Recurrent event analysis

Some events can happen more than once to the same individual: repeated hospitalizations, multiple insurance claims, or recurring disability episodes. Standard survival analysis assumes one event per person, so recurrent event methods are needed.

The core challenge is that events within the same individual are correlated. Someone who files one claim quickly is likely to file the next one quickly too. Three main approaches handle this dependence.

Intensity functions

The intensity function gives the instantaneous event rate at time $t$ , conditional on the full event history up to that point.

Two extensions of the Cox model are commonly used:

Andersen-Gill (AG) model: Treats each event interval as a separate observation in a single Cox model. Assumes a common baseline hazard across all events.
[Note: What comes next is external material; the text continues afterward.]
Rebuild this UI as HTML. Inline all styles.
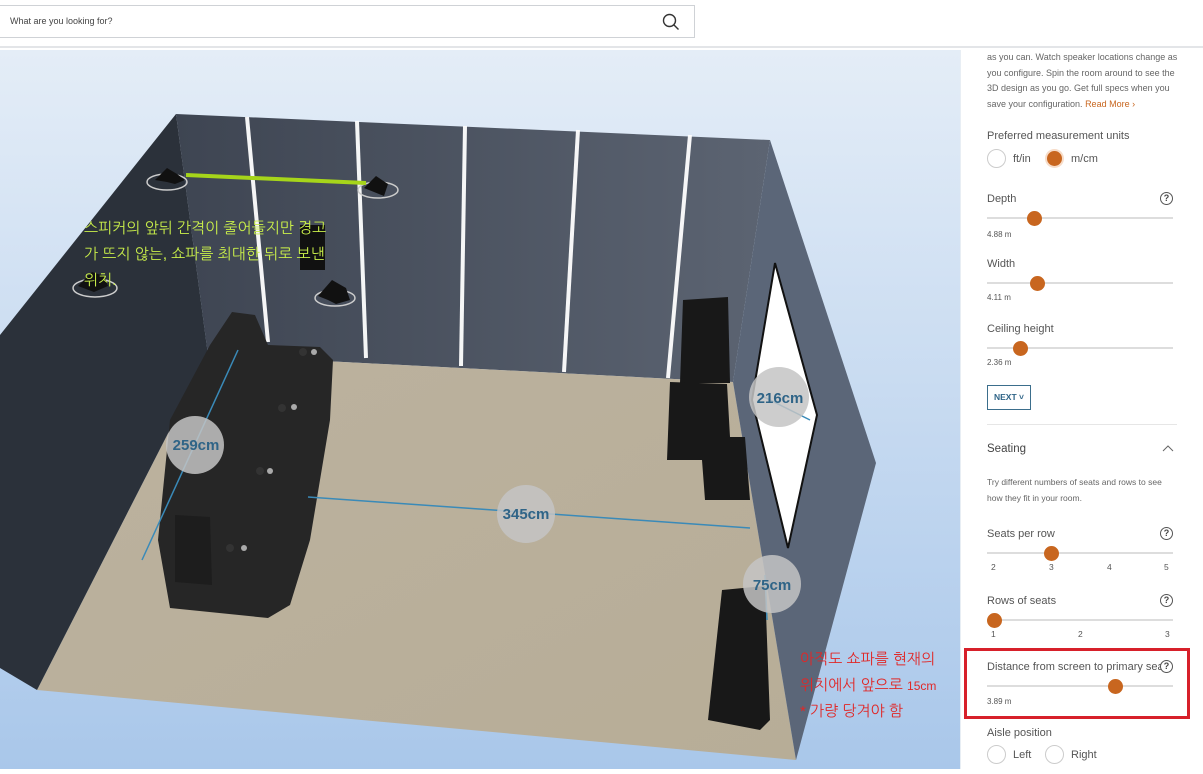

Simple but assumes events within an individual are independent given covariates.
Prentice-Williams-Peterson (PWP) model: Stratifies the baseline hazard by event number (first event, second event, etc.), allowing the baseline risk to differ for each recurrence. More realistic when the risk profile changes after each event.

Variance-corrected models

Rather than modeling the dependence structure explicitly, variance-corrected models use the standard Cox framework but fix the standard errors.

The robust (sandwich) variance estimator clusters observations by individual and produces standard errors that are valid even when within-individual events are correlated. The point estimates (hazard ratios) stay the same as in a naive analysis, but the confidence intervals and p-values are corrected.
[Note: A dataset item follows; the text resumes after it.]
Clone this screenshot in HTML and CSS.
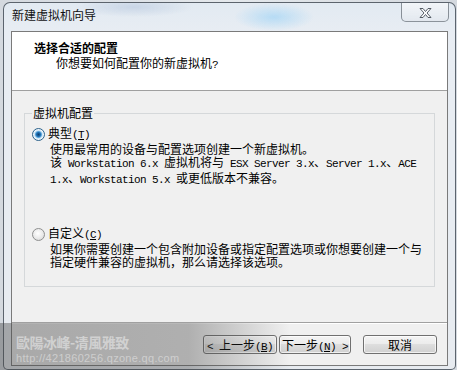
FILE: index.html
```html
<!DOCTYPE html>
<html lang="zh-CN">
<head>
<meta charset="utf-8">
<title>新建虚拟机向导</title>
<link rel="stylesheet" href="styles.css">
</head>
<body>
<div class="window">
  <div class="titlebar">
    <span class="title">新建虚拟机向导</span>
    <div class="close">
      <svg width="13" height="10" viewBox="0 0 13 10"><path d="M1 0.5h3l2.5 3 2.5-3h3l-4 4.5 4 4.5h-3l-2.5-3-2.5 3h-3l4-4.5z" fill="#fff" stroke="#555d66" stroke-width="1" stroke-linejoin="round"/></svg>
    </div>
  </div>
  <div class="client">
    <div class="header">
      <div class="h-title">选择合适的配置</div>
      <div class="h-sub">你想要如何配置你的新虚拟机<span class="lat">?</span></div>
    </div>
    <div class="content">
      <fieldset class="group">
        <legend>虚拟机配置</legend>
        <div class="opt">
          <div class="opt-row"><span class="radio checked"></span><span>典型<span class="lat">(<u>T</u>)</span></span></div>
          <div class="desc">使用最常用的设备与配置选项创建一个新虚拟机。<br>该<span class="lat"> Workstation 6.x </span>虚拟机将与<span class="lat"> ESX Server 3.x</span>、<span class="lat">Server 1.x</span>、<span class="lat">ACE</span><br><span class="lat">1.x</span>、<span class="lat">Workstation 5.x </span>或更低版本不兼容。</div>
        </div>
        <div class="opt">
          <div class="opt-row"><span class="radio"></span><span>自定义<span class="lat">(<u>C</u>)</span></span></div>
          <div class="desc">如果你需要创建一个包含附加设备或指定配置选项或你想要创建一个与<br>指定硬件兼容的虚拟机，那么请选择该选项。</div>
        </div>
      </fieldset>
    </div>
    <div class="footer">
      <button class="btn btn-back"><span class="lat">&lt; </span>上一步<span class="lat">(<u>B</u>)</span></button>
      <button class="btn btn-next">下一步<span class="lat">(<u>N</u>) &gt;</span></button>
      <button class="btn btn-cancel">取消</button>
    </div>
  </div>
</div>
<div class="watermark">
  <div class="wm-name">歐陽冰峰-清風雅致</div>
  <div class="wm-url">http://421860256.qzone.qq.com</div>
</div>
</body>
</html>
```

FILE: styles.css
```css
* { box-sizing: border-box; }
html, body { margin: 0; padding: 0; }
body {
  width: 457px;
  height: 370px;
  overflow: hidden;
  position: relative;
  padding: 2px 1px 0 3px;
  background: linear-gradient(90deg, #d4d9df 0, #e4e8ec 50%, #d4d9df 100%);
  font: 12px/14px "Noto Sans CJK SC", "Liberation Sans", sans-serif;
  color: #000;
}
.lat {
  font-family: "Liberation Mono", monospace;
  font-size: 11px;
  letter-spacing: -0.6px;
}
.window {
  width: 453px;
  height: 368px;
  border: 1px solid rgba(45, 55, 65, 0.75);
  border-radius: 7px 7px 5px 5px;
  background:
    radial-gradient(ellipse 40px 14px at 270px 14px, rgba(170, 215, 245, 0.8), rgba(170, 215, 245, 0) 100%),
    radial-gradient(ellipse 60px 10px at 130px 4px, rgba(190, 205, 225, 0.7), rgba(190, 205, 225, 0) 100%),
    linear-gradient(180deg, #e2eaf2 0, #e8edf3 30px, #e7ebf0 100%);
  display: flex;
  flex-direction: column;
  overflow: hidden;
}
.titlebar {
  height: 28px;
  display: flex;
  align-items: flex-start;
  padding-left: 8px;
}
.title {
  padding-top: 5px;
  color: #111;
}
.close {
  margin-left: auto;
  margin-right: 6px;
  margin-top: -1px;
  width: 48px;
  height: 20px;
  border: 1px solid rgba(70, 80, 90, 0.6);
  border-radius: 0 0 5px 5px;
  background: linear-gradient(180deg, rgba(255, 255, 255, 0.55), rgba(225, 230, 236, 0.6));
  display: flex;
  align-items: center;
  justify-content: center;
}
.close svg { display: block; margin-top: 1px; }
.client {
  margin: 0 7px 3px 7px;
  height: 335px;
  border: 1px solid #7a7a7a;
  background: #f0f0f0;
  display: flex;
  flex-direction: column;
}
.header {
  height: 59px;
  flex: none;
  background: #fff;
  border-bottom: 1px solid #a0a0a0;
  padding: 9px 0 0 22px;
}
.h-title { font-weight: bold; }
.h-sub { margin-top: 1px; padding-left: 22px; }
.content {
  flex: 1;
  padding: 15px 12px 0 12px;
}
.group {
  margin: 0;
  border: 1px solid #d5d8da;
  padding: 7px 0 18px 7px;
}
.group legend {
  padding: 0 1px;
  line-height: 14px;
}
.opt + .opt { margin-top: 40px; }
.opt-row {
  display: flex;
  align-items: center;
  height: 14px;
}
.radio {
  width: 13px;
  height: 13px;
  margin-right: 3px;
  border-radius: 50%;
  border: 1px solid #8e8f8f;
  background: radial-gradient(circle at 45% 40%, #ffffff 0, #e9e9e9 55%, #cfcfcf 100%);
  flex: none;
}
.radio.checked {
  border-color: #2c628b;
  background: radial-gradient(circle at 50% 50%, #0e3f6d 0, #1e6db0 2px, #5aa6dc 3px, #cfe6f6 4px, #eef6fc 5px, #d6e8f5 6px);
}
.desc {
  margin: 1px 0 0 18px;
  line-height: 13px;
}
.footer {
  height: 43px;
  flex: none;
  border-top: 1px solid #a0a0a0;
  box-shadow: inset 0 1px 0 #fff;
  display: flex;
  justify-content: flex-end;
  align-items: flex-start;
  padding: 12px 10px 0 0;
}
.btn {
  height: 19px;
  margin: 0;
  padding: 0;
  border: 1px solid #707070;
  border-radius: 3px;
  background: linear-gradient(180deg, #f4f4f4 0, #ececec 45%, #dedede 50%, #d0d0d0 100%);
  box-shadow: inset 0 0 0 1px rgba(255, 255, 255, 0.7);
  font: 12px/17px "Noto Sans CJK SC", "Liberation Sans", sans-serif;
  color: #000;
  text-align: center;
}
.btn-back { width: 74px; }
.btn-next { width: 72px; margin-left: 2px; }
.btn-cancel { width: 74px; margin-left: 12px; }
.watermark {
  position: absolute;
  left: 0;
  top: 323px;
  width: 290px;
  height: 47px;
  background: linear-gradient(90deg, rgba(70, 70, 70, 0.42) 0, rgba(70, 70, 70, 0.38) 65%, rgba(70, 70, 70, 0) 100%);
  pointer-events: none;
}
.wm-name {
  position: absolute;
  left: 16px;
  top: 11px;
  font: bold 14px/16px "Noto Sans CJK TC", "Noto Sans CJK SC", sans-serif;
  color: rgba(235, 235, 235, 0.6);
  letter-spacing: -0.5px;
}
.wm-url {
  position: absolute;
  left: 16px;
  top: 29px;
  font: 11px/12px "Liberation Sans", sans-serif;
  color: rgba(235, 235, 235, 0.55);
  letter-spacing: 0.3px;
}
```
This approach is practical when you care primarily about covariate effects and less about the dependence structure itself.

Frailty models

Frailty models add a random effect $Z_i$ for each individual to capture unobserved heterogeneity:

$h(t \mid X_i, Z_i) = Z_i \cdot h_0(t) \exp(\beta^T X_i)$

The frailty $Z_i$ is typically assumed to follow a gamma or log-normal distribution with mean 1. Individuals with $Z_i > 1$ are more "frail" (higher event rates); those with $Z_i < 1$ are more robust.

Frailty models simultaneously account for within-individual correlation and provide individual-level risk estimates. The variance of the frailty distribution quantifies the degree of unobserved heterogeneity in the population.

Applications in actuarial science

Life insurance pricing and reserving

Mortality modeling is the foundation of life insurance. Actuaries fit parametric models (typically Gompertz-Makeham) to population or insured-lives data to construct life tables. The Cox model helps quantify how underwriting factors (smoking status, BMI, occupation) shift mortality risk. These survival estimates feed directly into premium calculations and reserve requirements.

Pension plan valuation

Pension liabilities depend heavily on how long retirees live. Multistate models capture the transitions between active employment, retirement, disability, and death. Longevity risk (the risk that people live longer than expected) is a major concern, and survival models that incorporate improving mortality trends help actuaries set appropriate funding levels.

Health insurance claims modeling

Health insurers use survival analysis to model both the incidence (when does a claim start?) and duration (how long does it last?) of claims. Recurrent event models handle policyholders with multiple hospitalizations or disability episodes. These models inform premium setting, claims reserving, and the design of benefit structures like elimination periods and maximum benefit durations.

Credit risk modeling

Survival analysis applies naturally to credit risk, where the "event" is default. The Cox PH model assesses how borrower characteristics (credit score, debt-to-income ratio) and macroeconomic conditions (unemployment rate, interest rates) affect default timing. Competing risks models distinguish between default, prepayment, and maturity. These survival-based estimates feed into expected loss calculations, credit scoring systems, and regulatory capital requirements.